# Vape King Lounge V2.0



## Gizmo (2/5/14)

We have done some cool changes



Sent from my Nokia 1520 using Tapatalk

Reactions: Like 9 | Winner 1


----------



## Zeki Hilmi (2/5/14)

@Gizmo looking real cool... Wish I was in Jozi to come along and blow plumes

Reactions: Like 1


----------



## Rob Fisher (2/5/14)

I look forward to visiting when I get up to Gangster Land! Looking good Gizarama!

Reactions: Like 1


----------



## crack2483 (2/5/14)

Looking really good. Well done @Gizmo and @Stroodlepuff

Sent from my SM-N9005 using Tapatalk

Reactions: Like 1


----------



## Stroodlepuff (2/5/14)

Oooh ooh I have a picture too 







We have way more sitting room now.

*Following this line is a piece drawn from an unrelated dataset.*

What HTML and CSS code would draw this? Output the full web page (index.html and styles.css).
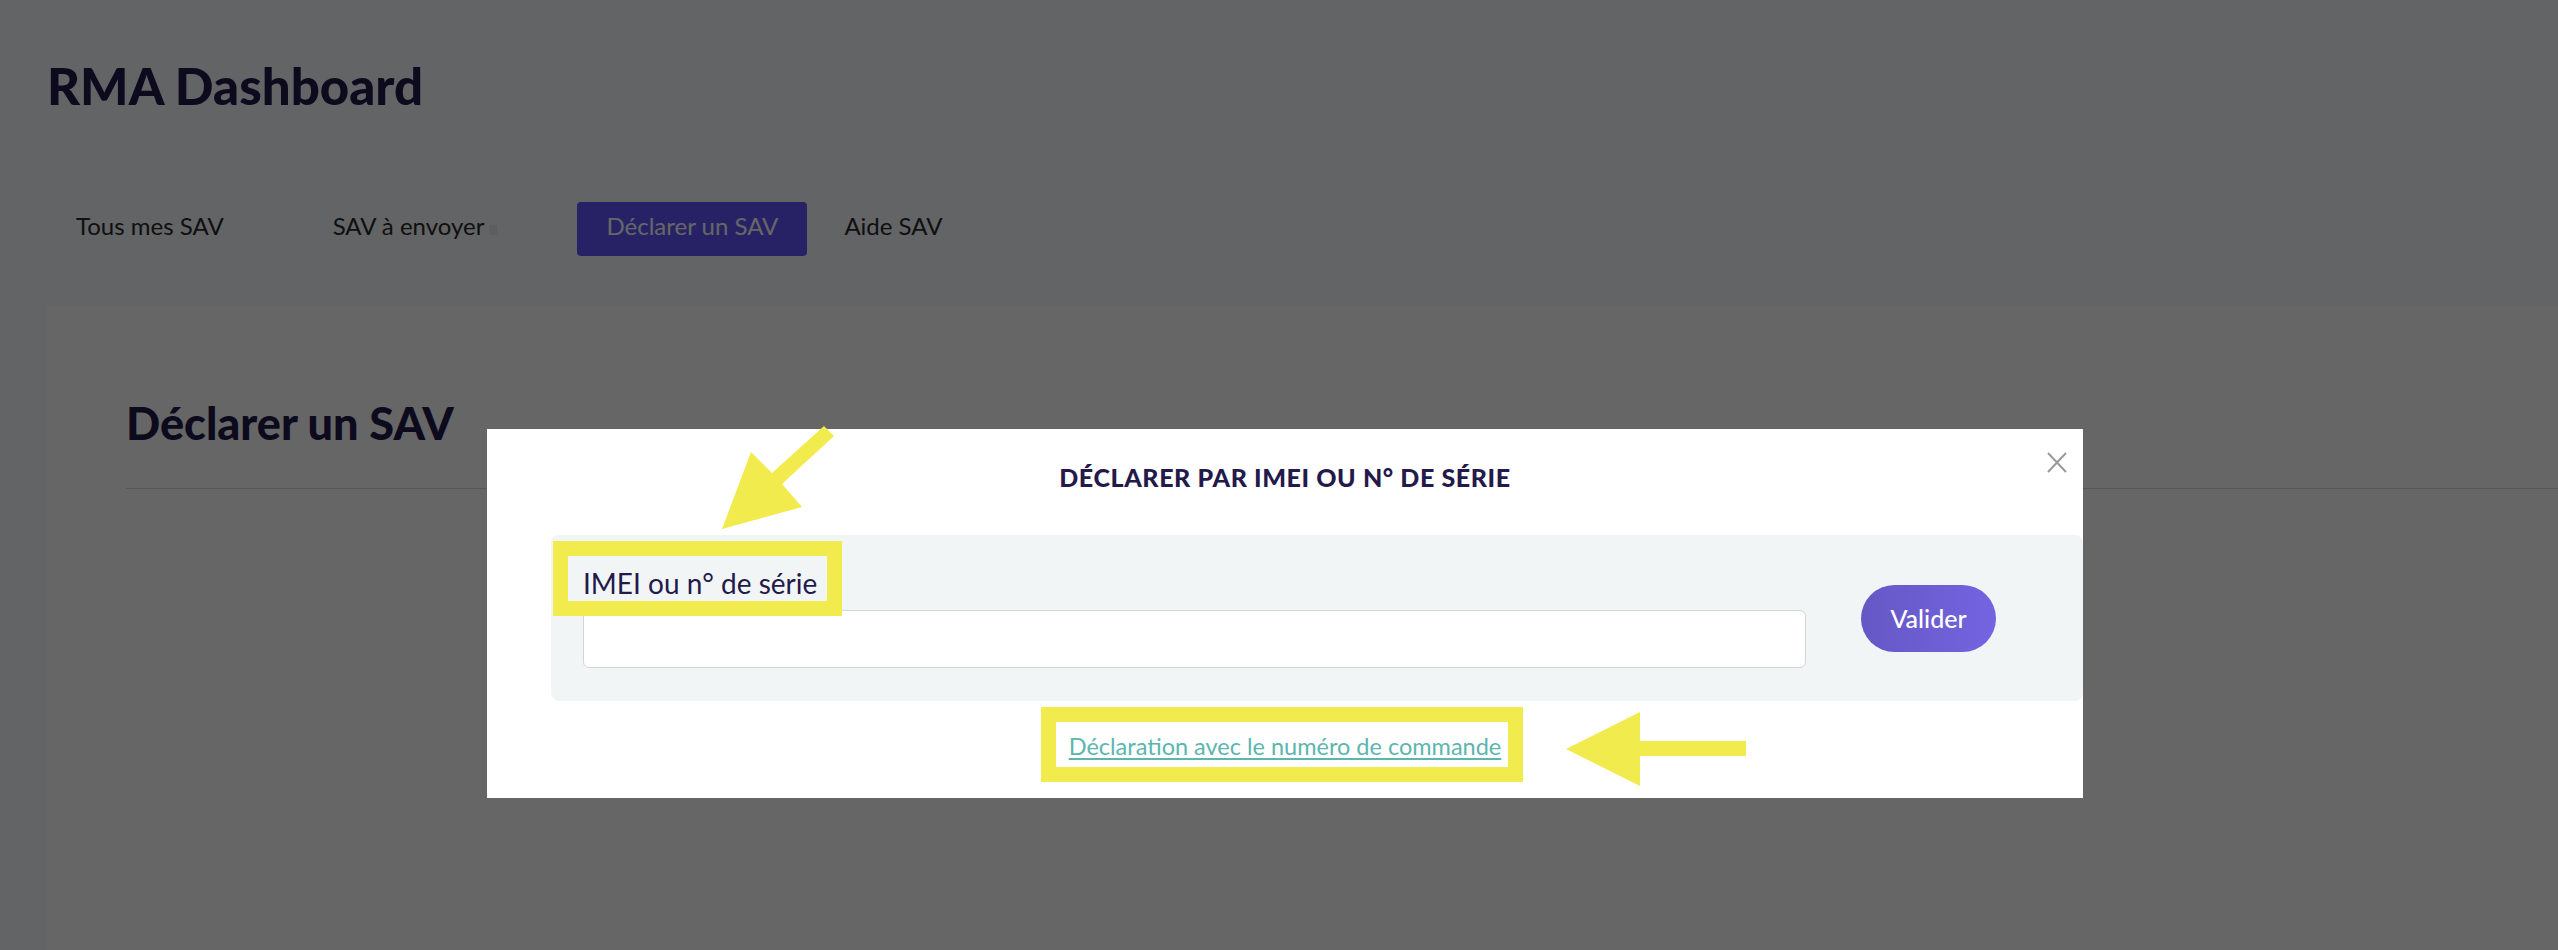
FILE: index.html
```html
<!DOCTYPE html>
<html lang="fr">
  <head>
    <meta charset="utf-8">
    <title>RMA Dashboard</title>
    <link rel="stylesheet" href="styles.css">
  </head>
  <body>
    <header class="top">
      <h1 class="brand">RMA Dashboard</h1>
      <nav class="tabs">
        <a class="tab" href="#">Tous mes SAV</a>
        <a class="tab" href="#">SAV à envoyer<span class="tab-count"></span></a>
        <a class="tab tab-active" href="#">Déclarer un SAV</a>
        <a class="tab" href="#">Aide SAV</a>
      </nav>
    </header>

    <main class="panel">
      <h2 class="panel-title">Déclarer un SAV</h2>
      <hr class="panel-rule">
    </main>

    <!-- modal: declare by IMEI / serial number -->
    <div class="backdrop">
      <div class="modal">
        <button class="modal-close" type="button" aria-label="Fermer">
          <svg viewBox="0 0 20 21" width="20" height="21">
            <path d="M1 1 L19 20 M19 1 L1 20" stroke="#9a9a9a" stroke-width="2" fill="none"/>
          </svg>
        </button>
        <h3 class="modal-title">DÉCLARER PAR IMEI OU N° DE SÉRIE</h3>
        <form class="lookup">
          <div class="lookup-field">
            <label class="lookup-label" for="serial">IMEI ou n° de série</label>
            <input class="lookup-input" id="serial" type="text">
          </div>
          <button class="lookup-submit" type="button">Valider</button>
        </form>
        <p class="modal-alt"><a href="#">Déclaration avec le numéro de commande</a></p>
      </div>
    </div>

    <!-- highlight marks -->
    <svg class="marks" viewBox="0 0 2558 950" width="2558" height="950">
      <g fill="#f2eb4e">
        <polygon points="722,529 751,452 772,473 824,426 834,436 782,484 802,507"/>
        <polygon points="1566,749 1640,712 1640,741 1746,741 1746,756 1640,756 1640,786"/>
      </g>
      <g fill="none" stroke="#f2eb4e" stroke-width="15">
        <rect x="560.5" y="548.5" width="274" height="60"/>
        <rect x="1048.5" y="714.5" width="467" height="60"/>
      </g>
    </svg>
  </body>
</html>
```

FILE: styles.css
```css
body {
  margin: 0;
  min-height: 100vh;
  display: flex;
  flex-direction: column;
  background-color: #f8f9fe;
  color: #22194a;
  font-family: "Lato", "Liberation Sans", sans-serif;
  overflow: hidden;
}

.brand {
  margin: 55px 0 0 47px;
  font-size: 51px;
  line-height: 1.2;
  font-weight: 900;
  color: #22194a;
}

.tabs {
  display: flex;
  align-items: flex-start;
  margin: 86px 0 50px;
  padding-left: 47px;
}

.tab {
  display: block;
  padding: 10px 29px 16px;
  margin-right: 51px;
  font-size: 24px;
  line-height: 28px;
  color: #2a2a2a;
  text-decoration: none;
  border-radius: 4px;
}

.tab-count {
  display: inline-block;
  width: 8px;
  height: 10px;
  margin-left: 5px;
  border-radius: 2px;
  background-color: #ececf0;
}

.tab-active {
  background-color: #6156ff;
  color: #fff;
  margin-right: 8px;
}

.panel {
  flex: 1;
  margin-left: 46px;
  padding: 90px 0 0 80px;
  background-color: #fff;
}

.panel-title {
  margin: 0;
  font-size: 45px;
  line-height: 1.2;
  font-weight: 900;
  color: #22194a;
}

.panel-rule {
  margin: 38px 0 0;
  border: 0;
  border-top: 1px solid #d4d4d4;
}

/* modal */

.backdrop {
  position: fixed;
  inset: 0;
  background-color: rgba(0, 0, 0, 0.6);
  padding: 429px 0 0 487px;
}

.modal {
  position: relative;
  width: 1596px;
  box-sizing: border-box;
  padding: 34px 0 38px;
  background-color: #fff;
}

.modal-close {
  position: absolute;
  top: 23px;
  right: 16px;
  padding: 0;
  border: 0;
  background: none;
  width: 20px;
  height: 21px;
}

.modal-close svg {
  display: block;
}

.modal-title {
  margin: 0;
  font-size: 25px;
  line-height: 29px;
  font-weight: 900;
  letter-spacing: 0.6px;
  text-align: center;
  color: #231a4b;
}

.lookup {
  display: flex;
  align-items: center;
  gap: 55px;
  margin: 43px 0 0 64px;
  padding: 33px 87px 33px 32px;
  background-color: #f2f5f6;
  border-radius: 8px;
}

.lookup-field {
  flex: 1;
}

.lookup-label {
  display: block;
  font-size: 28px;
  line-height: 31px;
  color: #231a4b;
}

.lookup-input {
  display: block;
  width: 100%;
  height: 58px;
  box-sizing: border-box;
  margin-top: 11px;
  border: 1px solid #d0d5db;
  border-radius: 6px;
  background-color: #fff;
}

.lookup-submit {
  width: 135px;
  height: 67px;
  border: 0;
  border-radius: 34px;
  background: linear-gradient(90deg, #6558c4, #7464e1);
  color: #fff;
  font-family: inherit;
  font-size: 25px;
  font-weight: 500;
}

.modal-alt {
  margin: 31px 0 0;
  text-align: center;
  font-size: 23.5px;
  line-height: 28px;
}

.modal-alt a {
  color: #5cb6ad;
  text-decoration: underline;
  text-decoration-thickness: 2px;
  text-underline-offset: 3px;
}

.marks {
  position: absolute;
  top: 0;
  left: 0;
  pointer-events: none;
}
```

Couches to relax on while you wait. A coffee machine and you can even play games while you wait. 

So what are you waiting for come have a coffee and a vape and relax in the lounge

Sent from my GT-N7100 using Tapatalk

Reactions: Like 2


----------



## Stroodlepuff (2/5/14)

Rob Fisher said:


> I look forward to visiting when I get up to Gangster Land! Looking good Gizarama!

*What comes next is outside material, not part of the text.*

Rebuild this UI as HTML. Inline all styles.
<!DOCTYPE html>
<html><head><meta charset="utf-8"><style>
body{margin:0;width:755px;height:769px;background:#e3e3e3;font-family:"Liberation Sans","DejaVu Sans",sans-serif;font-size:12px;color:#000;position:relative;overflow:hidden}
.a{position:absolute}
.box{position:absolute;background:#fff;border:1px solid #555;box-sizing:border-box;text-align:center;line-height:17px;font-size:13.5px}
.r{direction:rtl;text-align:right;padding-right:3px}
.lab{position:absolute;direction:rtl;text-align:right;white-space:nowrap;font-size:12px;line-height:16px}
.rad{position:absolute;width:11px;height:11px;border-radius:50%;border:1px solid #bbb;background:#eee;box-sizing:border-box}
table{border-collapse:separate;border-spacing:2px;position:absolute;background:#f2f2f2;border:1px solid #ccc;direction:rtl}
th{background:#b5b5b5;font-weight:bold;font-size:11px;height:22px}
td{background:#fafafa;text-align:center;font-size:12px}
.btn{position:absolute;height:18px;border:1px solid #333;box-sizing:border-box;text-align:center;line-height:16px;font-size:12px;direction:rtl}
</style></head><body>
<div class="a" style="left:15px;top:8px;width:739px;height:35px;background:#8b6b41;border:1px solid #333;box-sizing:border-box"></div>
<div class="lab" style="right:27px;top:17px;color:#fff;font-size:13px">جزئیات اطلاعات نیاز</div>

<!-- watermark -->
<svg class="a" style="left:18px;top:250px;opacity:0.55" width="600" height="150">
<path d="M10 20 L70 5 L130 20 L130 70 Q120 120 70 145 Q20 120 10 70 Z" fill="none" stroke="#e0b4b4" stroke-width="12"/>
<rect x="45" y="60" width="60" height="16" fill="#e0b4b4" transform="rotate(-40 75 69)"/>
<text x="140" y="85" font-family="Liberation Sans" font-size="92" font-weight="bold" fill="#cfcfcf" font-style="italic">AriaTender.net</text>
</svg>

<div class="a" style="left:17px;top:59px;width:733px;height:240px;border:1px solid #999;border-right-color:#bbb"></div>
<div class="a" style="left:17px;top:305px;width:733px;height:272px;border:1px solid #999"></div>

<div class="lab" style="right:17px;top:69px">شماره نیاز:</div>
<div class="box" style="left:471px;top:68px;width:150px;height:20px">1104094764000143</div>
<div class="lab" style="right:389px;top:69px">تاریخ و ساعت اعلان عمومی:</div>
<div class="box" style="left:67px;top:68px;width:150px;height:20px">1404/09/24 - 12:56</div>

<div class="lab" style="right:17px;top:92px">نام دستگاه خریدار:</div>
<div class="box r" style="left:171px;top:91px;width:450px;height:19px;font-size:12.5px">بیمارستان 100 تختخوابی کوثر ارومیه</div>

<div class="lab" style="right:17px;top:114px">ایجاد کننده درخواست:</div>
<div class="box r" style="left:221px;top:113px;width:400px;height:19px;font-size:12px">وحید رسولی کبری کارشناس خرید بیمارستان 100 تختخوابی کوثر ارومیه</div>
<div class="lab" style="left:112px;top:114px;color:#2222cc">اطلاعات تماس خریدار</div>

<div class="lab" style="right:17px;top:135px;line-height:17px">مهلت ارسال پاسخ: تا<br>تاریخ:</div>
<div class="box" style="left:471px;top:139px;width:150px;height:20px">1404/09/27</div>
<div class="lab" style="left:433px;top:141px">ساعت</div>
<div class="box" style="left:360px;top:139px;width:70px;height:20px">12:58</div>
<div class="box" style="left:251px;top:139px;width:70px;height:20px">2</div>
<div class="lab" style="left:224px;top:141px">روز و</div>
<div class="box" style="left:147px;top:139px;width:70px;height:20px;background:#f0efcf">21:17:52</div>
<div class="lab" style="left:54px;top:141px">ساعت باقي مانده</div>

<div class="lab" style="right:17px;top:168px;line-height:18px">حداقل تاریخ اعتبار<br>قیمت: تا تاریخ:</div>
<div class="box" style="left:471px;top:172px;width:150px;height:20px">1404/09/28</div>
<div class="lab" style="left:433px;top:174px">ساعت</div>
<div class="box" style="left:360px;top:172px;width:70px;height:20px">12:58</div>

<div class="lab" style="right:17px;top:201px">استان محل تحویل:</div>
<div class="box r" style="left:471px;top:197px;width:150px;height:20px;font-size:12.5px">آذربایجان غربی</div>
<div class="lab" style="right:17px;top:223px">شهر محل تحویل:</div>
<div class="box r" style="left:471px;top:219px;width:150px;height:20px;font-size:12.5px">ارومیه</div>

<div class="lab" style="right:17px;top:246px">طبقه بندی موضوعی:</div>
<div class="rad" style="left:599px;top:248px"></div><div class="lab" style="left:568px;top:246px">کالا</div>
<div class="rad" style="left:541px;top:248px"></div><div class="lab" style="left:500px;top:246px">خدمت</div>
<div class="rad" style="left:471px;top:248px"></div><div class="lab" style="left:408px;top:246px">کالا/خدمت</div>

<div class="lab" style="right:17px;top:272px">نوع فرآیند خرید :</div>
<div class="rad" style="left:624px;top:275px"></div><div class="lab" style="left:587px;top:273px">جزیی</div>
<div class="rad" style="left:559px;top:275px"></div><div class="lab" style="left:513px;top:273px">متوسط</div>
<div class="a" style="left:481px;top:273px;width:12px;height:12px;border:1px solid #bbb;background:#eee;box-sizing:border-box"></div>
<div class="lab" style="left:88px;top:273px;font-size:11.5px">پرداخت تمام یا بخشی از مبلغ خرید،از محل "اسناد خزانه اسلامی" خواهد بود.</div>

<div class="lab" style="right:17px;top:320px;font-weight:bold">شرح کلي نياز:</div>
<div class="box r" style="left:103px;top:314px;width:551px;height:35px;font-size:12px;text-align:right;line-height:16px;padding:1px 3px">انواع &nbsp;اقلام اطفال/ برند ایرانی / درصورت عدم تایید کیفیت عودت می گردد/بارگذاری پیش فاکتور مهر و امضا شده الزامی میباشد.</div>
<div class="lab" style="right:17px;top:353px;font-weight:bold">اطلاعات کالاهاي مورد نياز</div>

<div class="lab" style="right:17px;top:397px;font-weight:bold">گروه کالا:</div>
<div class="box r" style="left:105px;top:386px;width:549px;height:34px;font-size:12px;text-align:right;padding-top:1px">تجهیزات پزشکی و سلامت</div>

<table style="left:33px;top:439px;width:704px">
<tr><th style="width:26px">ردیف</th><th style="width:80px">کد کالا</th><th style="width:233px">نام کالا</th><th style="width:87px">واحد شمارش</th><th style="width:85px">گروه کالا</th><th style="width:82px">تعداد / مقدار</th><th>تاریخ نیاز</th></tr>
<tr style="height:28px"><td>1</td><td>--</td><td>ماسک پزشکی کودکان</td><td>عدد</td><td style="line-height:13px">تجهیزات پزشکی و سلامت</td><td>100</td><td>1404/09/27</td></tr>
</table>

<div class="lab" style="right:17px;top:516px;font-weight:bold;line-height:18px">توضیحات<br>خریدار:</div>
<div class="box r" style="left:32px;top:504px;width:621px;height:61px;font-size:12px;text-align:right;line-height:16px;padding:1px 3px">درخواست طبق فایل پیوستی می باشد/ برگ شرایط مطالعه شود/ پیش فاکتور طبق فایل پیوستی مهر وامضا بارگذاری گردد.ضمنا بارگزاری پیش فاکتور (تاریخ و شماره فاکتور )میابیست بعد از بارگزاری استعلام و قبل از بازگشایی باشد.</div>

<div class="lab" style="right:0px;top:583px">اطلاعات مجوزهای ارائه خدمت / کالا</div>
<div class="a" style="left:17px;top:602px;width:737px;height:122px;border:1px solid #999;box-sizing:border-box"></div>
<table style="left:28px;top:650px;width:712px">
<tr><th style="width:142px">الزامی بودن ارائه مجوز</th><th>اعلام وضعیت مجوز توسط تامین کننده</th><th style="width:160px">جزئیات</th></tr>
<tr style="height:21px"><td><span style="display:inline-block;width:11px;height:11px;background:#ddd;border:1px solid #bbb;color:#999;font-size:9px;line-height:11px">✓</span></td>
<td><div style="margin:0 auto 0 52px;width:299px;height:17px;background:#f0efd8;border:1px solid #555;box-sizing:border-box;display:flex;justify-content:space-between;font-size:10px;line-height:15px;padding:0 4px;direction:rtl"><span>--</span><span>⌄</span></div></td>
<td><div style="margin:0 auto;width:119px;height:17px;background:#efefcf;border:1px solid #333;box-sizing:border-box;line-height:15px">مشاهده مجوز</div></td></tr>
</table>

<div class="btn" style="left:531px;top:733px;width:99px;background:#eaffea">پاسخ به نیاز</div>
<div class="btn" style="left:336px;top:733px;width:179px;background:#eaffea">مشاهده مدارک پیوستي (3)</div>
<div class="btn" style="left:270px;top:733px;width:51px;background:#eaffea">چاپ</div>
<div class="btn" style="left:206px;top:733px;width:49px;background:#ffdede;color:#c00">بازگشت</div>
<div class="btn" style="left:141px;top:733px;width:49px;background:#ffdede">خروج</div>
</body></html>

And when might that be sir 

Sent from my GT-N7100 using Tapatalk


----------



## Rob Fisher (2/5/14)

Stroodlepuff said:


> And when might that be sir



Stroods I really want to come up and meet you guys! You have been so instrumental in converting me to this addiction! When I get back from our CT trip I will make a plan... maybe coincide it with a Vape Meet!

Reactions: Like 1


----------



## Rowan Francis (2/5/14)

the cat is out the bag ....


----------



## Stroodlepuff (2/5/14)

Rowan Francis said:


> the cat is out the bag ....



Yip...

Hes a chop...

Sent from my GT-N7100 using Tapatalk


----------



## Rowan Francis (2/5/14)

hey , he is your chop and you love him !!! lol

Reactions: Like 1


----------



## Rob Fisher (2/5/14)

Looking forward to seeing what the web site holds when it gets back online! Gizarma doing some kewl stuff I guess?


----------



## Silver (2/5/14)

Looks great guys. Well done!


----------



## Alex (2/5/14)

You have a coffee machine @Stroodlepuff  And you never offered me any  earlier


----------



## Stroodlepuff (2/5/14)

Alex said:


> You have a coffee machine @Stroodlepuff  And you never offered me any  earlier



Lol it wasnt set up yet

Sent from my GT-N7100 using Tapatalk


----------



## Andre (3/5/14)

Awesomeness...you are the benchmark!

Reactions: Like 1


----------



## BhavZ (3/5/14)

You guys seriously have a really sweet setup there.. If I stayed in JHB I would probably spend all my time there

Reactions: Like 1


----------



## Stroodlepuff (3/5/14)

Rowan Francis said:


> hey , he is your chop and you love him !!! lol



Haha touche'

Sent from my GT-N7100 using Tapatalk


----------



## MurderDoll (3/5/14)

Whens the "Get Together"? 

Lounge is awesome by the way!

Reactions: Like 1


----------



## Stroodlepuff (3/5/14)

Rob Fisher said:


> Stroods I really want to come up and meet you guys! You have been so instrumental in converting me to this addiction! When I get back from our CT trip I will make a plan... maybe coincide it with a Vape Meet!



Sounds good to me 

Sent from my GT-N7100 using Tapatalk


----------



## Riaz (3/5/14)

Looking good guys! When I'm up in jozi again I will def make a turn

Reactions: Like 1


----------



## ShaneW (3/5/14)

Looking great guys!

Reactions: Like 1


----------



## annemarievdh (4/5/14)

Wow!!! That looks amazing!!! Now I realy must come and visit!!


----------



## Stroodlepuff (22/5/14)

Outside signage has gone up...took this photo from the road

Note - We just put ecig store on the sign for safety reasons, dont want to many shall we say sneaky eyes looking out for whats behind the gate











Sent from my SM-N9005 using Tapatalk

Reactions: Like 4 | Winner 2


----------



## PeterHarris (22/5/14)

nice 

when you get back on monday/tuesday it will be VK setup 3.0...
@Rowan Francis we are all still on for the weekend right?

Reactions: Like 1


----------



## Stroodlepuff (22/5/14)

hahahahaha I have eyes here to watch you boys!


----------



## Rowan Francis (22/5/14)

watch , as in show and tell ??? ooooooooh

Reactions: Funny 1


----------



## johan (22/5/14)

Now we won't miss the drive-in later the night when we go and get more B's & G's

Reactions: Like 2 | Funny 2


----------



## Vaporeon (22/5/14)

Where is this Puffing Paradise???... So. Beautiful. 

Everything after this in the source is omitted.